I have been re-reading an interesting article by Sören Asmus I am more than you think - Fragments and Diversity within. The essay explores identity and how the idea of fragments can actually help to put identity together. I was particularly struck by reference to Henning Luther's theology of fragments as formative for identity - fragments of the the past, fragments of the future and fragments of relationships to others. Asmus writes about interesting elements from on how we construct modern identity citing Anthony Giddens, Bonhoeffer and Amin Maalouf amongst others, but I think what I like is how he ends by pointing to the idea of developing a pilgrimage identity as a way of holding things together in a tension of movement.
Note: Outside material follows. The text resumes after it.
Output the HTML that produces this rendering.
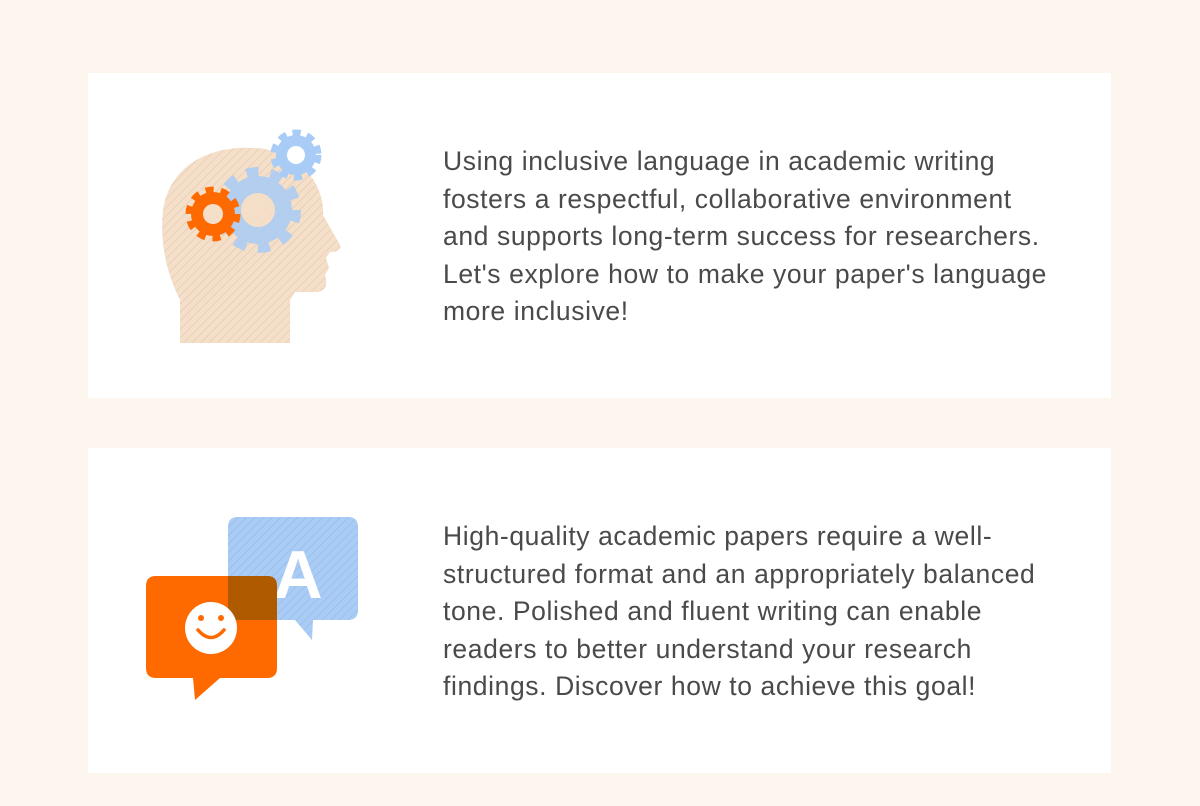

It's not easy for me to explain why I find this so moving and meaningful at the moment but I do. Here's how the essay ends, with a prayer from Jan Comenius:
As we are called to live our lives as being on our way to an aim which we will not fulfil, but which is promised to us, we might as well learn to develop the identity of a pilgrim people: the awareness that we do not “hold an identity”, but we are called to become what we are not yet. The theologian, pedagogue and reformer, Jan Amos KOMENSKY (COMENIUS), being a migrant for most of his life, expressed this attitude:
“I thank my God, Who has wanted that I shall be a man of longing for all my life. I praise Thee, my saviour, that You have given me on Earth no native country and no home. Thereby You saved me from the folly to mistake the accidental for the substantial, the way for the aim, the striving for the peace, the shelter for the home, the wandering for the native country.”